We developed the LCA models using electricity from China’s Southern Grid as a baseline. Then, we examined the climate performances of plant factory cultivations by using seven pure power sources: coal (P1), natural gas (P2), oil (P3), solar (P4), wind (P5), nuclear (P6), and hydropower (P7). Additionally, considering China’s grid transition for decarbonization, we also reviewed 64 grid decarbonization pathways from openly published literature and official reports [Supplementary Table 5]. Accordingly, from 2025 to 2050, coal-fired power generation will decline from 60% to 38%, while the share of wind and solar power will rise and reach 80% of the total electricity sources [Supplementary Table 6]. According to the percentage of coal-fired power in China’s grid, we generated 12 low and high decarbonization scenarios of China's future power grid by cluster analysis, which were further used as inputs to LCA models to examine the climate performance of plant factory cultivation under Chinese grid decarbonization. These results are presented in Section "Grid decarbonization effect on plant factory’s performance".

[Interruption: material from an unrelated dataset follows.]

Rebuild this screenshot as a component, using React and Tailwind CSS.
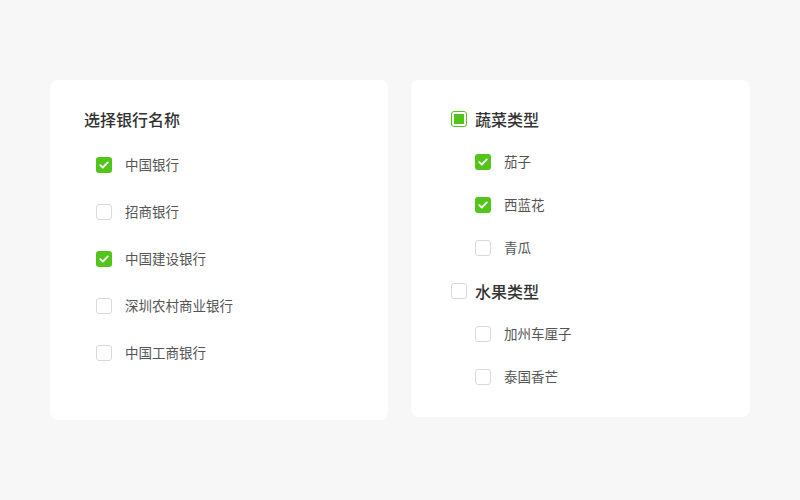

Technology warming potential

Based on the definition of global warming potential (GWP; Eq. 1), Alvarez et al. (2012) proposed the method of technology warming potentials (TWP) to quantitatively compare the relative cumulative forcing generated by alternative technologies by considering the leakage of short-lived methane[14]. Referring to Alvarez et al. (2012), we evaluated CH4-focused TWP (Eq.2) and extended its scope to cover N2O, on which the relative climate performance of plant factories and greenhouse cultivations were compared (Eq. 3)[14].

$$ \begin{equation} \begin{aligned} G W P_{i}=\frac{\int_{0}^{T H} R F_{i}(t) d t}{\int_{0}^{T H} R F_{C O_{2}}(t) d t} \end{aligned} \end{equation} $$

where TH represents the time horizon (year). RFi (t) and RFCO2 (t) represent the radiative forcing generated by the instantaneous emission of 1 kg GHG i and CO2, respectively.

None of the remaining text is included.